Quick Notes on Election 2010
Posted in: Politics, Resistance, War and Peace
– November 11, 2010
I agree with most of what Bob wrote. While I think I have seen pieces of his analysis of the center, I have never seen it quite in the same way. I think it is imperative that over the next few years the progressive left and especially the anti-war/peace movements re-orient to meet a new political time and new alignments. We should not think of relationships with Democrats and Republicans in the same way as we have in the past. Things have changed and we need to change with the times. The economic crisis provides new opportunities of which the Te Party is taking great advantage. What is our move at this critical moment?
Noteworthy to me in this piece are the way it puts this election in the broad historical context of decline of US power and demographic change; and the analysis of the center, which is different than what I have seen other places.
The call that can we can and must win is important, but I don’t think the piece explained how we do that. It said the left has to get its act together, which is a fairly commonplace sentiment these days, but it doesn’t say whether the winning strategy is to unite with the “volatile center” and if so on what program, or whether the left can win by itself once it gets its act together. I have to assume Wing favors a left-center alliance, but that plan needs more development.
Bob Wing wrote, toward the end of his piece: “The fight for jobs, including a fight to decrease the military budget in order to do so, is the cutting edge of the fight against the right and the reactionary sectors of the ruling class at this time and has potential to cohere and strengthen a broad progressive alliance.”
It appears to me Mr. Wing has given us a good take-off point that has already been recognized by many in VFP, and elsewhere, with the HOW IS THE WAR ECONOMY WORKING FOR YOU,project.
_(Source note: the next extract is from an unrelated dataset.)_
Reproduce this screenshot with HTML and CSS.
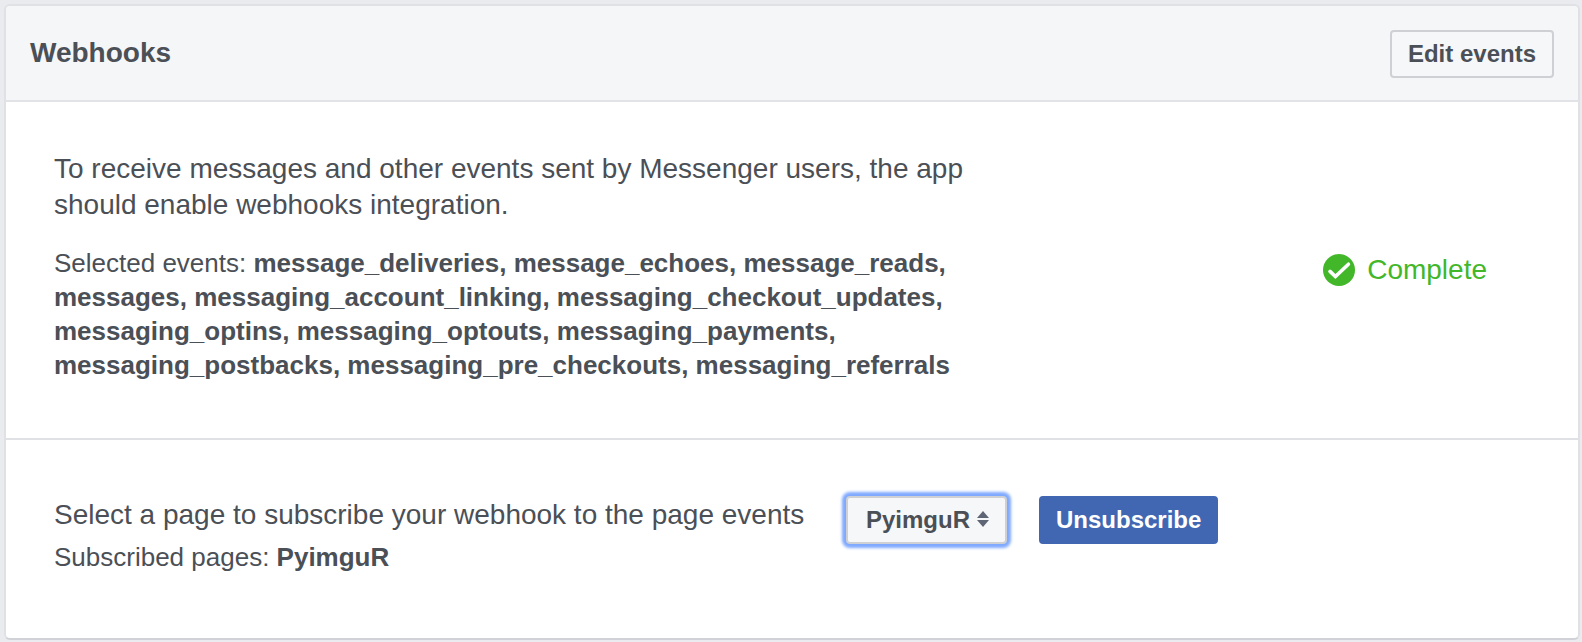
FILE: index.html
```html
<!DOCTYPE html>
<html lang="en">
<head>
<meta charset="utf-8">
<meta name="viewport" content="width=device-width, initial-scale=1">
<title>Webhooks</title>
<link rel="stylesheet" href="styles.css">
</head>
<body>
<main class="card">
  <header class="card-header">
    <h1 class="card-title">Webhooks</h1>
    <button class="button" type="button">Edit events</button>
  </header>
  <section class="integration">
    <div class="integration-text">
      <p class="lead">To receive messages and other events sent by Messenger users, the app should enable webhooks integration.</p>
      <p class="detail">Selected events: <strong>message_deliveries, message_echoes, message_reads, messages, messaging_account_linking, messaging_checkout_updates, messaging_optins, messaging_optouts, messaging_payments, messaging_postbacks, messaging_pre_checkouts, messaging_referrals</strong></p>
    </div>
    <div class="status">
      <svg class="status-icon" viewBox="0 0 32 32" aria-hidden="true">
        <circle cx="16" cy="16" r="16" fill="#42b72a"/>
        <path d="M7 17.4 12.4 22.6 25.4 10.2" fill="none" stroke="#fff" stroke-width="3.6" stroke-linecap="round" stroke-linejoin="miter"/>
      </svg>
      <span>Complete</span>
    </div>
  </section>
  <section class="subscription">
    <div class="subscription-text">
      <label class="lead" for="page">Select a page to subscribe your webhook to the page events</label>
      <p class="detail">Subscribed pages: <strong>PyimguR</strong></p>
    </div>
    <div class="select-wrap">
      <select class="button select" id="page">
        <option>PyimguR</option>
      </select>
      <svg class="select-arrows" viewBox="0 0 12 16" aria-hidden="true">
        <path d="M0 7 6 0l6 7zM0 9h12l-6 7z" fill="#5e6675"/>
      </svg>
    </div>
    <button class="button button-primary" type="button">Unsubscribe</button>
  </section>
</main>
</body>
</html>
```

FILE: styles.css
```css
* {
  box-sizing: border-box;
}

body {
  margin: 0;
  padding: 4px 2px 2px 4px;
  background: #e9ebee;
  color: #4b4f56;
  font-family: "Liberation Sans", Arial, sans-serif;
}

.card {
  background: #fff;
  border: 2px solid #dfe1e5;
  border-bottom-color: #d0d2d7;
  border-radius: 6px;
}

.card-header {
  display: flex;
  justify-content: space-between;
  align-items: flex-start;
  padding: 24px 24px 22px;
  background: #f5f6f8;
  border-bottom: 2px solid #e1e3e6;
  border-radius: 4px 4px 0 0;
}

.card-title {
  margin: 0;
  font-size: 28px;
  line-height: 46px;
}

.button {
  height: 48px;
  padding: 0 16px;
  border: 2px solid #ced0d4;
  border-radius: 4px;
  background: #f6f7f9;
  color: #4b4f56;
  font-family: inherit;
  font-size: 24px;
  font-weight: bold;
  line-height: 44px;
}

.button-primary {
  padding: 0 15px;
  border-color: #4267b2;
  background: #4267b2;
  color: #fff;
}

.integration {
  display: flex;
  align-items: center;
  justify-content: space-between;
  border-bottom: 2px solid #dfe1e5;
}

.integration-text {
  max-width: 1008px;
  padding: 49px 48px 56px;
}

.lead,
.detail {
  margin: 0;
}

.lead {
  font-size: 28px;
  line-height: 36px;
}

.detail {
  font-size: 26px;
  line-height: 34px;
}

.integration .detail {
  margin-top: 23px;
}

.status {
  display: flex;
  flex: 0 0 22%;
  align-items: center;
  justify-content: center;
  gap: 12px;
  color: #42b72a;
  font-size: 28px;
  line-height: 36px;
}

.status-icon {
  width: 32px;
  height: 32px;
}

.subscription {
  display: flex;
  align-items: flex-start;
  gap: 32px;
  padding: 56px 48px 64px;
}

.subscription-text {
  display: grid;
  flex: 0 1 760px;
  gap: 6px;
}

.subscription .lead {
  line-height: 38px;
}

.select-wrap {
  position: relative;
}

.select {
  appearance: none;
  padding: 0 34px 0 18px;
  box-shadow: 0 0 3px 4px #7fa9ff;
}

.select-arrows {
  position: absolute;
  top: 15px;
  right: 18px;
  width: 12px;
  height: 16px;
  pointer-events: none;
}
```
Picking up the fight against military expenditures and for infra-structure, alternative energy resources, education – all the things our communities are suffering the lack of — is, I think, the most logical place to begin. This is where the citizenry is actually beginning to feel the pinch. This is where we pick up the center. This is not idealogical. It’s logical. A war economy sucks the life out of the civilian economy and it can be easily demonstrated.